Net profit margin followed a similar trend. As of 2023, the company’s revenue was insufficient to cover costs and expenses, indicating room for improvement in sales performance.
For gross profit margin, Canaan’s margin rose from negative in 2019 to 57.17% in 2021, then gradually declined back into negative territory. This reflects initially high costs, followed by improved operations, and later deterioration due to changes in sales costs and pricing.
In summary, Canaan’s profitability has fluctuated significantly over the past few years, with all metrics affected by market conditions and strategic decisions. The company needs to further optimize management and improve profitability and capital efficiency. Performance was particularly weak in 2020 and 2023, coinciding with Bitcoin bear markets that challenged operations.
4. Financial Ratio Analysis

Canaan’s capital structure and liquidity indicators have shown notable changes over the past few years:
In terms of debt-to-asset ratio, the company’s leverage has fluctuated over the past five years, showing an overall upward trend. The ratios were relatively high in 2020 (58.26%) and 2023 (38.59%).
The current ratio has also fluctuated, trending downward overall. In 2023, it reached its lowest point at 1.70, suggesting weakened short-term solvency.
Similarly, the quick ratio has declined, reaching 1.32 in 2023. This ratio measures liquidity after excluding inventory, and a lower value indicates difficulty in meeting short-term obligations.
The equity multiplier has also fluctuated, peaking at 2.40 in 2020 before declining. A higher equity multiplier indicates greater reliance on debt financing.
The proportion of current assets to total assets has fluctuated over the past five years, trending downward overall. In 2023, it stood at 73.72%. A declining share suggests more funds are being allocated to illiquid or long-term investment assets.
Meanwhile, the share of current liabilities in total liabilities has also fluctuated, reaching 93.17% in 2023. An increasing proportion indicates higher short-term debt burden or insufficient liquid assets to cover near-term obligations.

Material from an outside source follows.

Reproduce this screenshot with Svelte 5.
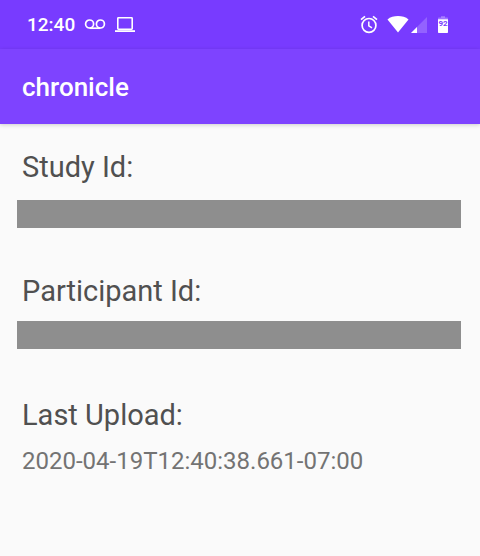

Based on the trends in debt-to-asset ratio, current ratio, quick ratio, and other indicators, Canaan’s overall solvency has weakened in recent years. Key reasons include: (1) Rising debt-to-asset ratio—the upward trend, especially peaks in 2020 and 2023, indicates growing debt pressure and higher leverage relative to assets; (2) Declining current ratio—a lower ratio in 2023 (1.70) signals weaker short-term solvency; (3) Falling quick ratio—the 2023 level of 1.32 reflects deteriorating liquidity after excluding inventory, making it harder to meet immediate liabilities; (4) Decreasing share of current assets—more capital tied up in non-current assets reduces liquidity and undermines repayment capacity.
In conclusion, Canaan’s solvency has generally declined over the past few years due to rising leverage, falling liquidity ratios, and decreasing current asset allocation. The company must optimize its capital structure and enhance liquidity to ensure sustainable repayment capability.

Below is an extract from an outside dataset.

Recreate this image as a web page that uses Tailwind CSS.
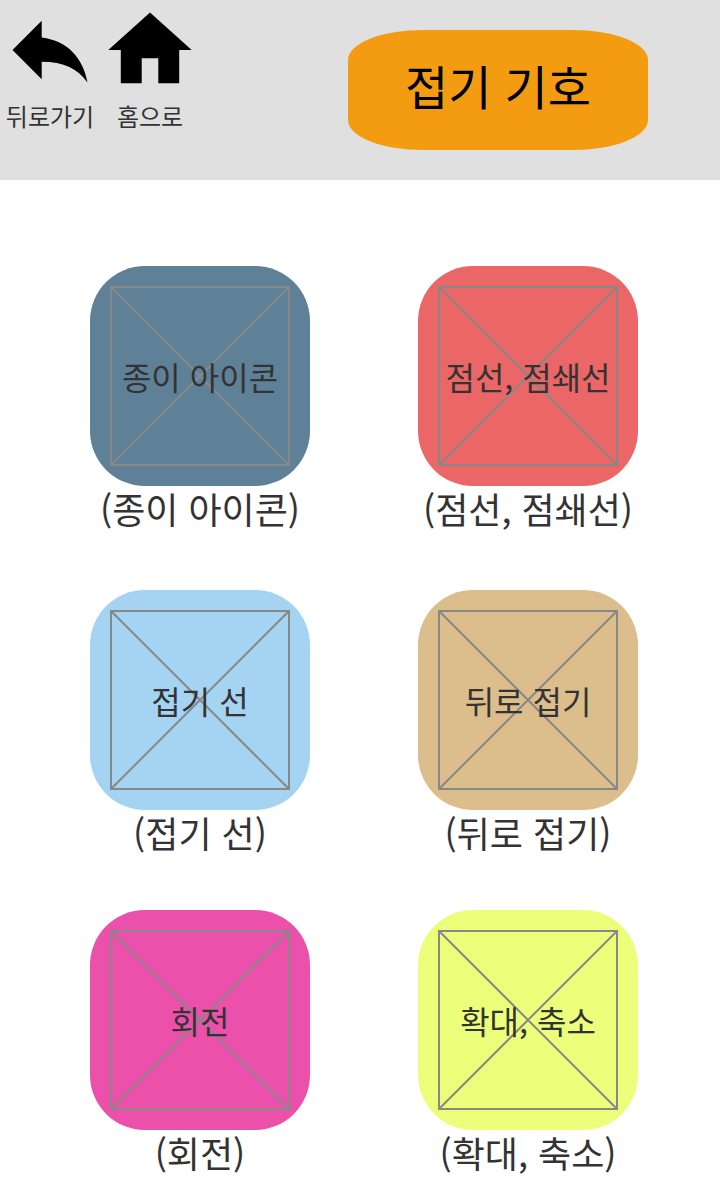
<!DOCTYPE html>
<html lang="ko">
<head>
<meta charset="utf-8">
<meta name="viewport" content="width=device-width, initial-scale=1">
<title>접기 기호</title>
<script src="https://cdn.jsdelivr.net/npm/@tailwindcss/browser@4"></script>
</head>
<body class="min-h-screen bg-white font-['Noto_Sans_CJK_KR',sans-serif] text-[#333333]">
<header class="flex h-[180px] items-start justify-between bg-[#e0e0e0] pr-[72px]">
  <nav class="flex">
    <button type="button" class="flex w-[100px] flex-col items-center">
      <svg class="h-[100px] w-[100px]" viewBox="0 0 100 100" aria-hidden="true"><path d="M12.500 50L41.700 20.800V37.500C68 41 83 58 87.500 82.500C78 69 64 61.700 41.700 61.700V79.200Z"/></svg>
      <span class="text-[24px] leading-[32px]">뒤로가기</span>
    </button>
    <button type="button" class="flex w-[100px] flex-col items-center">
      <svg class="h-[100px] w-[100px]" viewBox="0 0 100 100" aria-hidden="true"><path d="M50 12.500L91.700 50H79.200V83.300H58.300V58.300H41.700V83.300H20.800V50H8.300Z"/></svg>
      <span class="text-[24px] leading-[32px]">홈으로</span>
    </button>
  </nav>
  <h1 class="mt-[30px] flex h-[120px] w-[300px] items-center justify-center rounded-[25%] bg-[#f39c12] pb-3 text-[47px] leading-none text-black">접기 기호</h1>
</header>
<svg class="hidden" aria-hidden="true"><symbol id="frame" viewBox="0 0 180 180"><path d="M1 1H179V179H1ZM1 1L179 179M179 1L1 179" fill="none" stroke="#888888" stroke-width="2"/></symbol></svg>
<main class="grid grid-cols-[220px_220px] grid-rows-[324px_320px_auto] justify-between pt-[86px] pr-[82px] pl-[90px]">
  <button type="button" class="flex flex-col items-center">
    <span class="grid size-[220px] place-items-center rounded-[25%] bg-[#5f8197]"><svg class="col-start-1 row-start-1 size-[180px]" aria-hidden="true"><use href="#frame"/></svg><span class="col-start-1 row-start-1 text-[32px] leading-none whitespace-nowrap">종이 아이콘</span></span>
    <span class="text-[36px] leading-[44px] whitespace-nowrap">(종이 아이콘)</span>
  </button>
  <button type="button" class="flex flex-col items-center">
    <span class="grid size-[220px] place-items-center rounded-[25%] bg-[#eb6767]"><svg class="col-start-1 row-start-1 size-[180px]" aria-hidden="true"><use href="#frame"/></svg><span class="col-start-1 row-start-1 text-[32px] leading-none whitespace-nowrap">점선, 점쇄선</span></span>
    <span class="text-[36px] leading-[44px] whitespace-nowrap">(점선, 점쇄선)</span>
  </button>
  <button type="button" class="flex flex-col items-center">
    <span class="grid size-[220px] place-items-center rounded-[25%] bg-[#a5d4f3]"><svg class="col-start-1 row-start-1 size-[180px]" aria-hidden="true"><use href="#frame"/></svg><span class="col-start-1 row-start-1 text-[32px] leading-none whitespace-nowrap">접기 선</span></span>
    <span class="text-[36px] leading-[44px] whitespace-nowrap">(접기 선)</span>
  </button>
  <button type="button" class="flex flex-col items-center">
    <span class="grid size-[220px] place-items-center rounded-[25%] bg-[#dcbe8c]"><svg class="col-start-1 row-start-1 size-[180px]" aria-hidden="true"><use href="#frame"/></svg><span class="col-start-1 row-start-1 text-[32px] leading-none whitespace-nowrap">뒤로 접기</span></span>
    <span class="text-[36px] leading-[44px] whitespace-nowrap">(뒤로 접기)</span>
  </button>
  <button type="button" class="flex flex-col items-center">
    <span class="grid size-[220px] place-items-center rounded-[25%] bg-[#eb50ab]"><svg class="col-start-1 row-start-1 size-[180px]" aria-hidden="true"><use href="#frame"/></svg><span class="col-start-1 row-start-1 text-[32px] leading-none whitespace-nowrap">회전</span></span>
    <span class="text-[36px] leading-[44px] whitespace-nowrap">(회전)</span>
  </button>
  <button type="button" class="flex flex-col items-center">
    <span class="grid size-[220px] place-items-center rounded-[25%] bg-[#ecff7b]"><svg class="col-start-1 row-start-1 size-[180px]" aria-hidden="true"><use href="#frame"/></svg><span class="col-start-1 row-start-1 text-[32px] leading-none whitespace-nowrap">확대, 축소</span></span>
    <span class="text-[36px] leading-[44px] whitespace-nowrap">(확대, 축소)</span>
  </button>
</main>
</body>
</html>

Overall, in terms of revenue and profit, the company saw growth in 2020 followed by a decline in 2021, with a sharp rise in net profit in 2021 largely attributable to the peak of the cryptocurrency market. However, market challenges in 2022 and 2023 led to significant drops in revenue and profit, especially a substantial net loss in 2023, highlighting the negative impact of industry volatility on profitability. On the sales front, total computing power sold declined due to crypto market swings, with a sharp drop toward the end of 2022 and a severe decline in Q4. The company continued to increase R&D spending, particularly in 2022, to maintain competitiveness in new products and technologies and respond to market shifts.
5. Overall Conclusion
In summary, Canaan has navigated market ups and downs over the past five years, particularly facing steep declines in revenue and profit in 2022 and 2023. In response to industry volatility, the company has leveraged technological innovation, R&D investment, and market expansion to overcome challenges. Overall, the improvement in Canaan’s financial performance in 2023 can be attributed to the following initiatives:
1. Canaan possesses strong capabilities in ASIC chip design, successfully developing and manufacturing high-performance Bitcoin mining machines. Furthermore, leveraging its ASIC expertise, the company is actively expanding into AI, offering comprehensive AI solutions including AI chips, algorithm development and optimization, hardware modules, end-user products, and software services;
2. Through strategic partnerships with specific cryptocurrency mining farms, Canaan has entered the Bitcoin mining business as a second growth engine. This initiative aims to leverage the Bitcoin ecosystem and create synergies with mining machine sales. By continuously increasing computing power and hash rate, Canaan strengthens its mining operations, reduces inventory risk, and enhances financial and operational performance;
3. By integrating internal and external production resources, Canaan has enhanced assembly capabilities for Bitcoin miners and AI chips, achieving high-quality, high-yield, and stable production. The company has established long-term partnerships with leading global suppliers, ensuring efficient and reliable manufacturing;
4. Effective January 1, 2023, the company changed its reporting currency from Chinese yuan to U.S. dollars to better reflect its global business development and future strategy. This change improves consistency in financial reporting and supports strategic advancement in global markets;
5. Canaan has achieved breakthroughs in multiple technical areas critical to blockchain and AI ASICs, such as low-voltage operation, high power efficiency, and high computing density. Additionally, the company owns most of the intellectual property used and has accumulated valuable know-how and multi-generation proprietary silicon data through years of ASIC design experience;
6. Canaan plans to continue expanding its customer base, launching more products and solutions to diversify revenue streams, despite currently relying on a small number of customers for a significant portion of income.
Through these initiatives, Canaan has made significant progress in enhancing technological capabilities, expanding markets, optimizing operations, and managing costs, leading to a more stable and robust financial performance in 2023. We believe that going forward, Canaan will continue to monitor market dynamics, maintain competitiveness, and pursue proactive growth strategies to achieve sustainable long-term development.